- _Data lines_:
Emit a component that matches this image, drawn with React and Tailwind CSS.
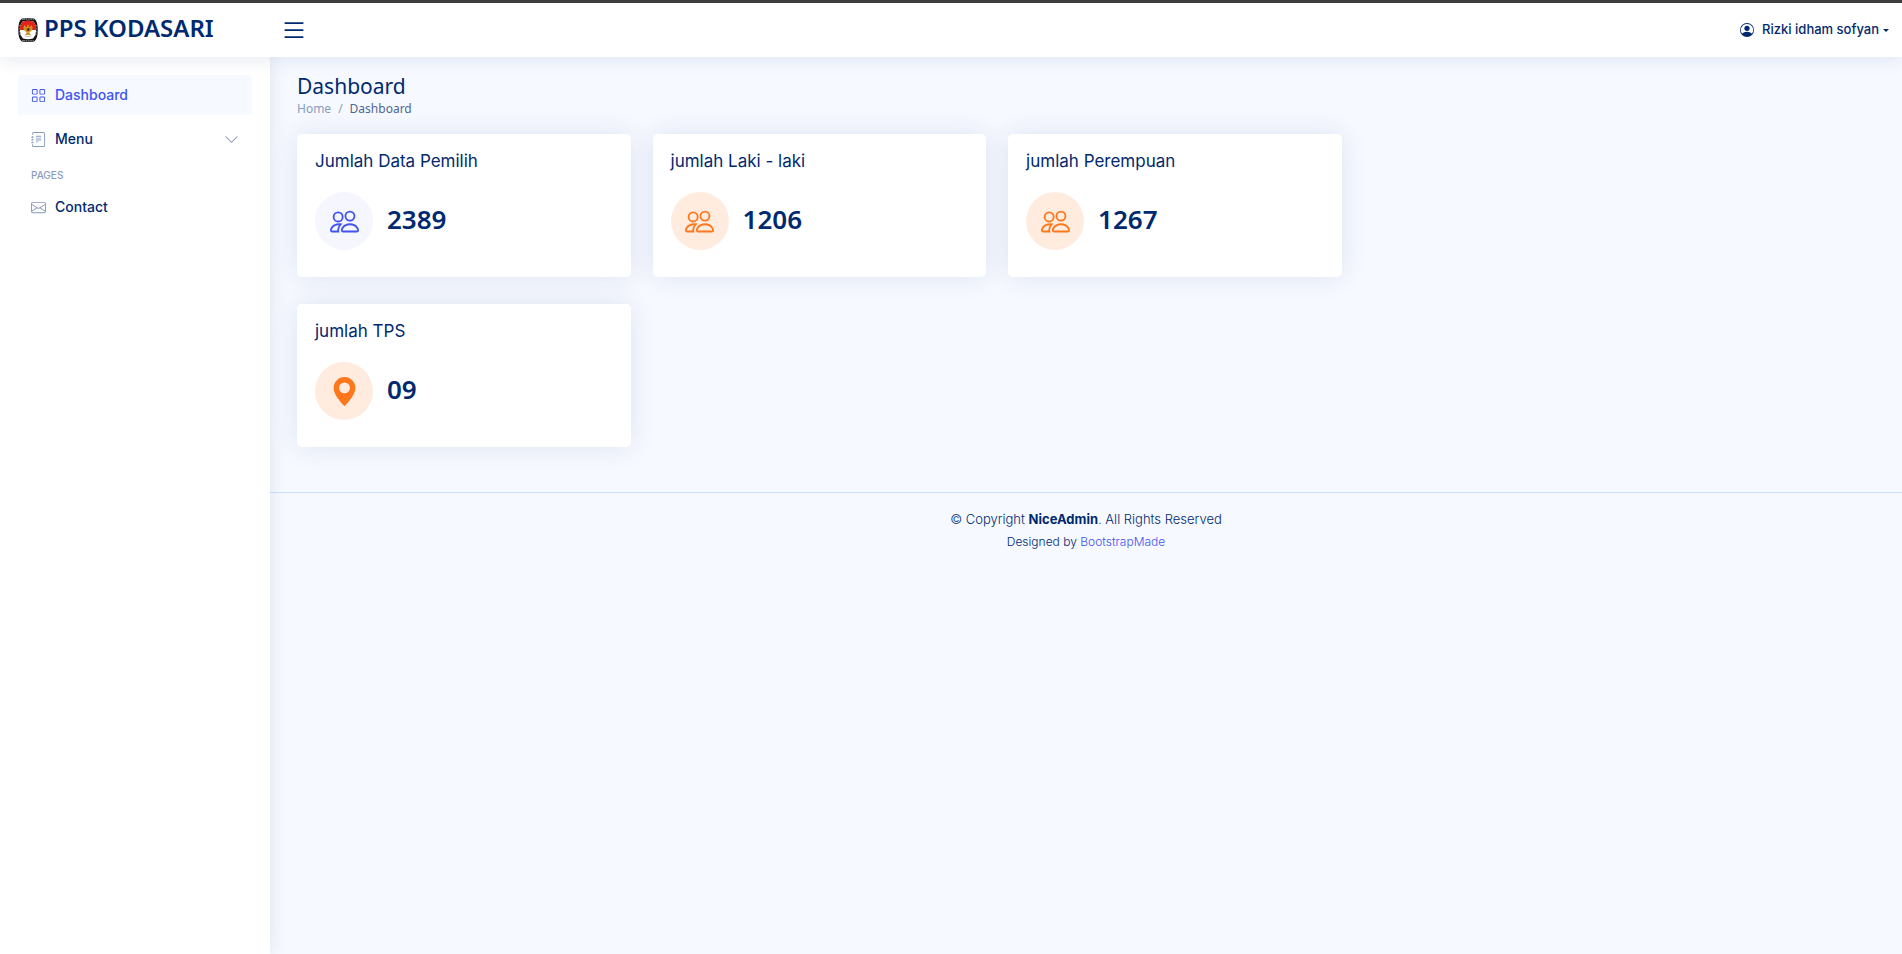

---

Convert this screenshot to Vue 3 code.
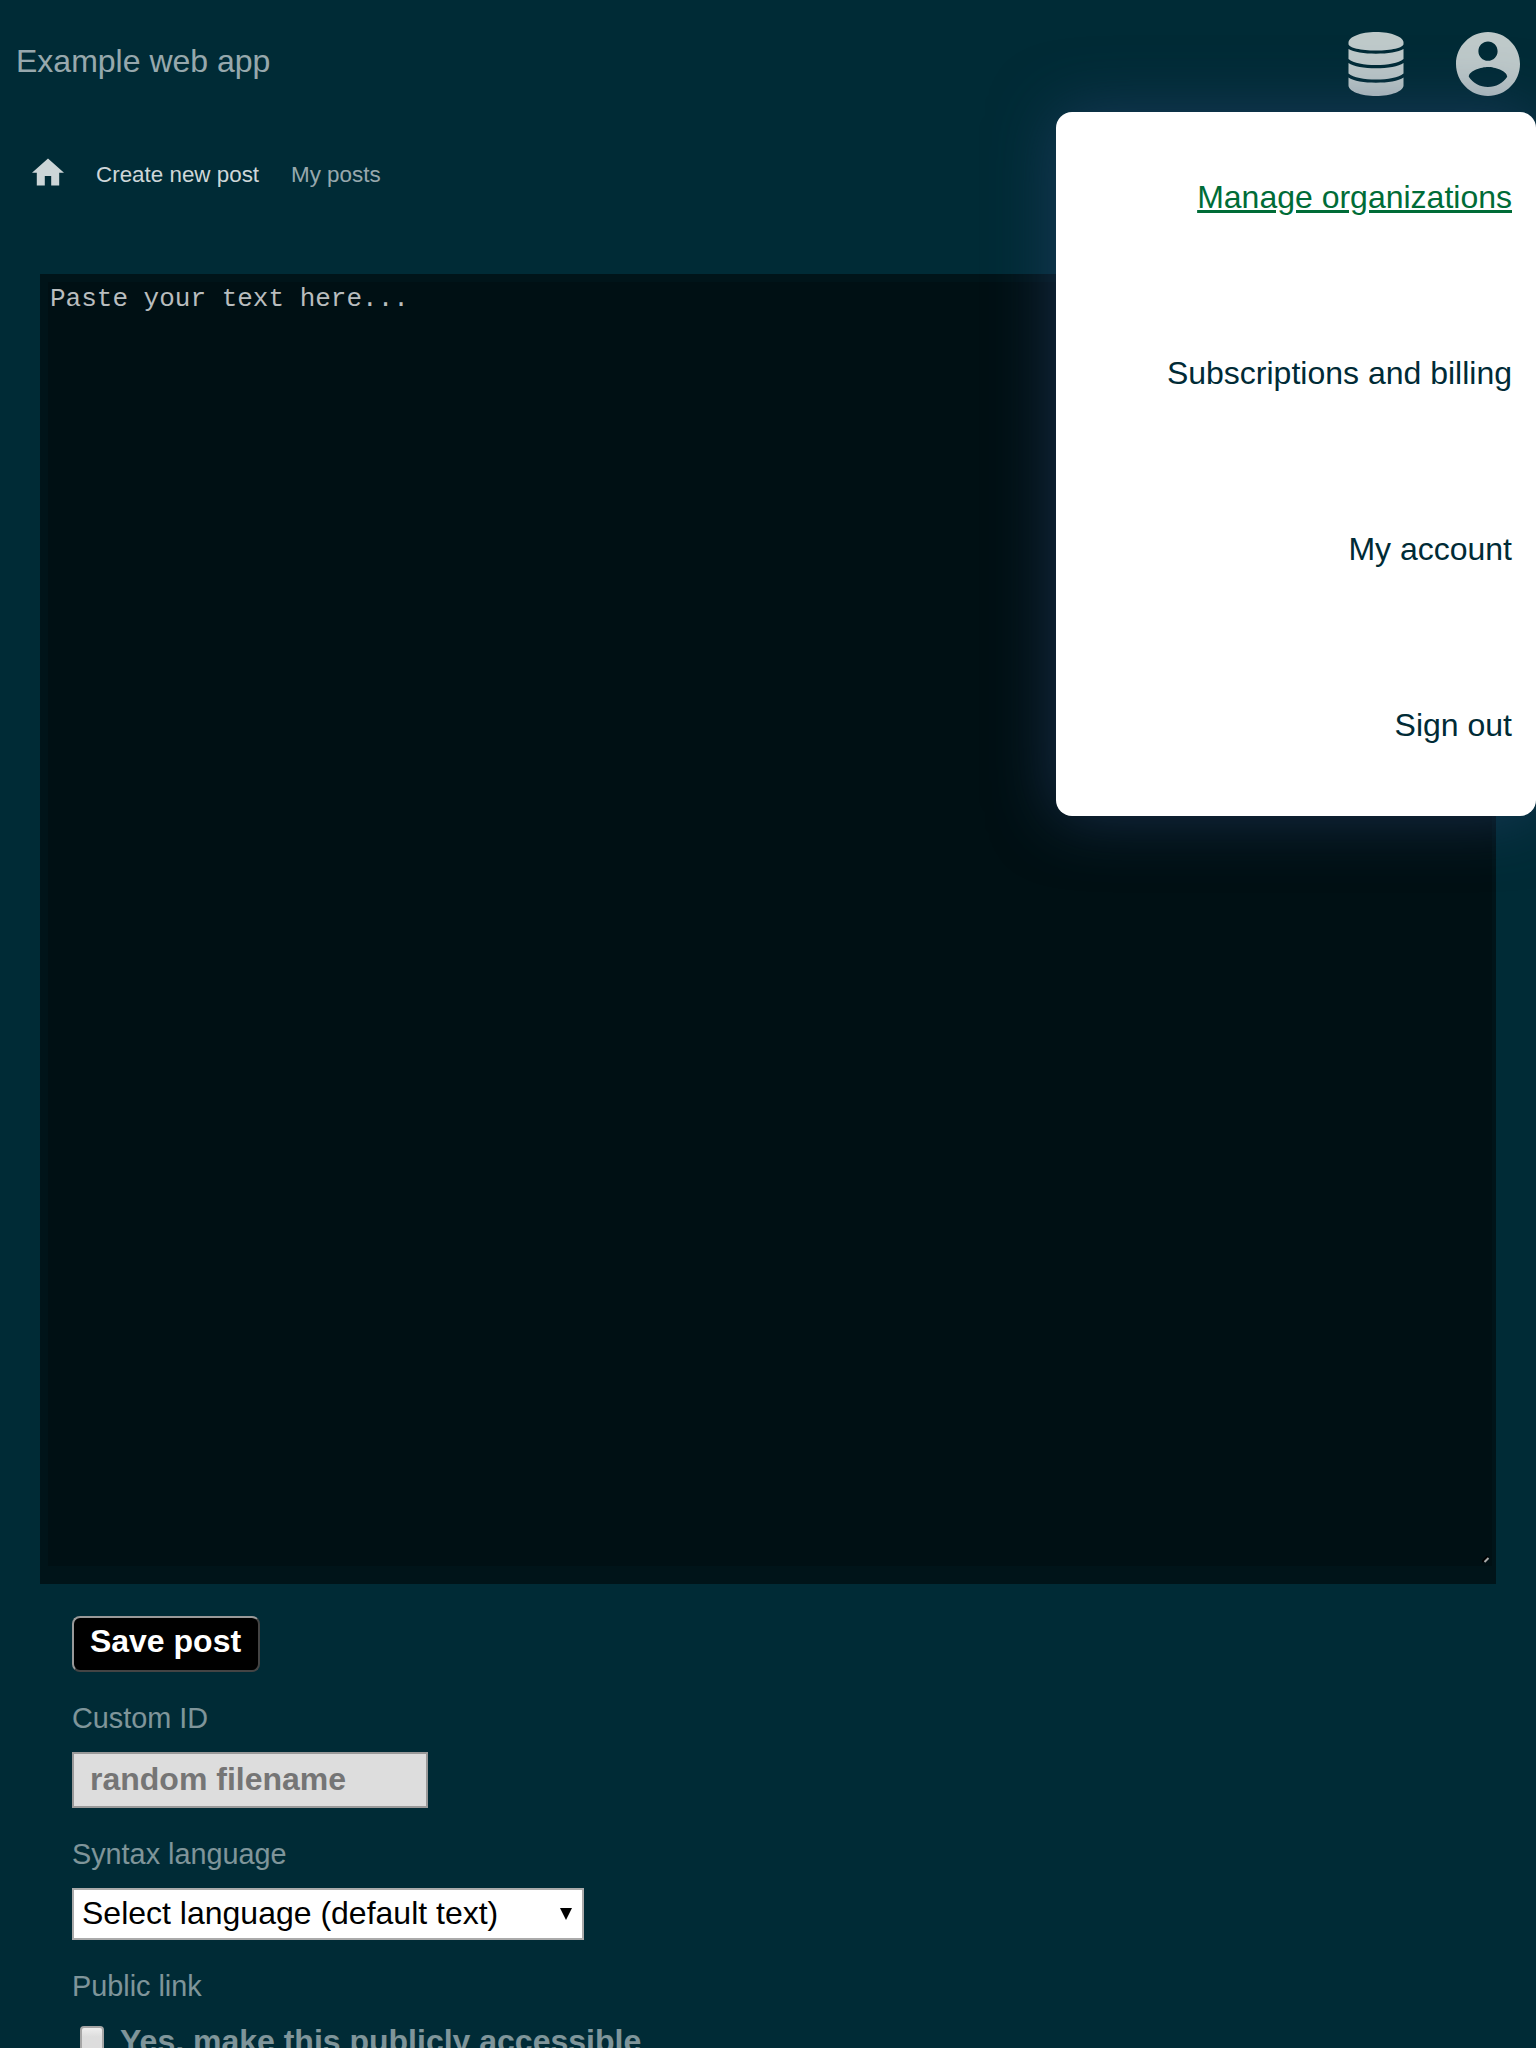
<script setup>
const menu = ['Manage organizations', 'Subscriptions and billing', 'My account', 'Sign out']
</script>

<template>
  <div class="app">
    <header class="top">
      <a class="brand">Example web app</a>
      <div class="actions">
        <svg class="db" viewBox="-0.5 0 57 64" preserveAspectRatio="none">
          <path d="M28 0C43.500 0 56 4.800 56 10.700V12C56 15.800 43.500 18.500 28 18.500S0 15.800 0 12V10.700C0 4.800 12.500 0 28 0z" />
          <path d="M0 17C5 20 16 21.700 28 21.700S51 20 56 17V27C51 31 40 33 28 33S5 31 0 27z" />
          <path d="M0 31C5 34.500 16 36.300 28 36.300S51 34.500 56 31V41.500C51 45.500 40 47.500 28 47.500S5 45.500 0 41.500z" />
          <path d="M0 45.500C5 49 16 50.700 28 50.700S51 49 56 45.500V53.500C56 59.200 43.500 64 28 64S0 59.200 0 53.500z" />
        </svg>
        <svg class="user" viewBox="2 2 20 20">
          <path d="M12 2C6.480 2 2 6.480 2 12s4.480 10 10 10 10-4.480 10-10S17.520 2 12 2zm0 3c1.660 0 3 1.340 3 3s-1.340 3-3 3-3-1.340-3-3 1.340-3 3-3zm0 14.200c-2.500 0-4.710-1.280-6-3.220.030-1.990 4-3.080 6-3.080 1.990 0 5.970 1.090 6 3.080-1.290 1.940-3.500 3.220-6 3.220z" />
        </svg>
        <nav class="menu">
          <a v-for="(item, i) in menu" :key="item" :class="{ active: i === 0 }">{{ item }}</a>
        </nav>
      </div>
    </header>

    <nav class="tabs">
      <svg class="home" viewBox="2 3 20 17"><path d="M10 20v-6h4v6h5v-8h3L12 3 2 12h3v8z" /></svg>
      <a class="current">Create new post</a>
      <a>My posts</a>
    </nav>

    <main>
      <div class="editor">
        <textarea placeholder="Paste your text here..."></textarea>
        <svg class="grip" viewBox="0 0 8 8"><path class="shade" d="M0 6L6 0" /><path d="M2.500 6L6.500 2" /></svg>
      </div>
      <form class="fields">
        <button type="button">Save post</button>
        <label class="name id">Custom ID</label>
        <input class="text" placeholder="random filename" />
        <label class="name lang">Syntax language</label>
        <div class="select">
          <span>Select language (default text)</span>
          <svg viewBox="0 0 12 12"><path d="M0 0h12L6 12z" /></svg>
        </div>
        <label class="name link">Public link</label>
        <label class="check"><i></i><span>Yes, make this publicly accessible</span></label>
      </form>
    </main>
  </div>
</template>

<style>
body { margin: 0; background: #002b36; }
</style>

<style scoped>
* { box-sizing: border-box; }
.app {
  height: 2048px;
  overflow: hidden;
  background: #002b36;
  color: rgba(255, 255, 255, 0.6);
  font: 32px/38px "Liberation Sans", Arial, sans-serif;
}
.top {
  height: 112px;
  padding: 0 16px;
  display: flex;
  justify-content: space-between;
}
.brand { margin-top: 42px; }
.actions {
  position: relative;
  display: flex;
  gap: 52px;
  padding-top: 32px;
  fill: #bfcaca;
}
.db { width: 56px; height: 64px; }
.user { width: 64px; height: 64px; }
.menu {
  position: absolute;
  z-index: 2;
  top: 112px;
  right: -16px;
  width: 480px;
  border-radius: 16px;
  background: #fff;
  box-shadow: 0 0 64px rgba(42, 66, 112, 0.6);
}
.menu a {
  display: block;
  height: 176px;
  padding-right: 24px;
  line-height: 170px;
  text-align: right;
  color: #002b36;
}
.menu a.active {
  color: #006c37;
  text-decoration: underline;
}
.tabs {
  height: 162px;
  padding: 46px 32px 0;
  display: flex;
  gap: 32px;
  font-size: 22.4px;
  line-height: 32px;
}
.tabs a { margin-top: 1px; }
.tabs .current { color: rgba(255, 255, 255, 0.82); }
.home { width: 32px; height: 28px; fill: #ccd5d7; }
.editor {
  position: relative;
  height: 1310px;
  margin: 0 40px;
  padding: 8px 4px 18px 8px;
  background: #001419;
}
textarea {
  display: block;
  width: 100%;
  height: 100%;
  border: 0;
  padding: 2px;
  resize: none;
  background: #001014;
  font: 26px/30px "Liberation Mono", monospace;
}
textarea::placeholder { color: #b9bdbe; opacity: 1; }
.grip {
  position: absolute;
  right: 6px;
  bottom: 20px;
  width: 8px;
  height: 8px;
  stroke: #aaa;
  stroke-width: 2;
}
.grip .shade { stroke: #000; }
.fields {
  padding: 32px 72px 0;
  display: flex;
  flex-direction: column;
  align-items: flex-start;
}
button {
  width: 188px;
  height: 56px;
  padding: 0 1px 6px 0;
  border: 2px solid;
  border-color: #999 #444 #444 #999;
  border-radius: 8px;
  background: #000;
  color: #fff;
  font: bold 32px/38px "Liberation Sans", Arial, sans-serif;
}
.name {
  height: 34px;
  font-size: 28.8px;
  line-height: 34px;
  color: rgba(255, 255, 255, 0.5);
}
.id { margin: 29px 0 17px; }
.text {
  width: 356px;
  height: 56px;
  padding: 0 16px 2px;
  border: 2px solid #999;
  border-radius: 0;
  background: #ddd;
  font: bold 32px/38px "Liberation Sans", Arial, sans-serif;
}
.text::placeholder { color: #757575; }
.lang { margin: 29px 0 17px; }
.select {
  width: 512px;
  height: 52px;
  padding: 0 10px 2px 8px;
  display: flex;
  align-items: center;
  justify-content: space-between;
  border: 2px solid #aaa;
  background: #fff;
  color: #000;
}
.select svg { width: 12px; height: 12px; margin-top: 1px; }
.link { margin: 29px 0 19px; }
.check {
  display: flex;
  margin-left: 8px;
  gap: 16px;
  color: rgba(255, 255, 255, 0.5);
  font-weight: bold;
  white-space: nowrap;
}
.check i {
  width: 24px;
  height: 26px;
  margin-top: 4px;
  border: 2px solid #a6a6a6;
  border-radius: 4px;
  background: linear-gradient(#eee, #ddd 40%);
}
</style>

- _Stated goal_: Within the listing, how many lines hold the word "this"? Only the number is to be given.

- _Task answer_: 3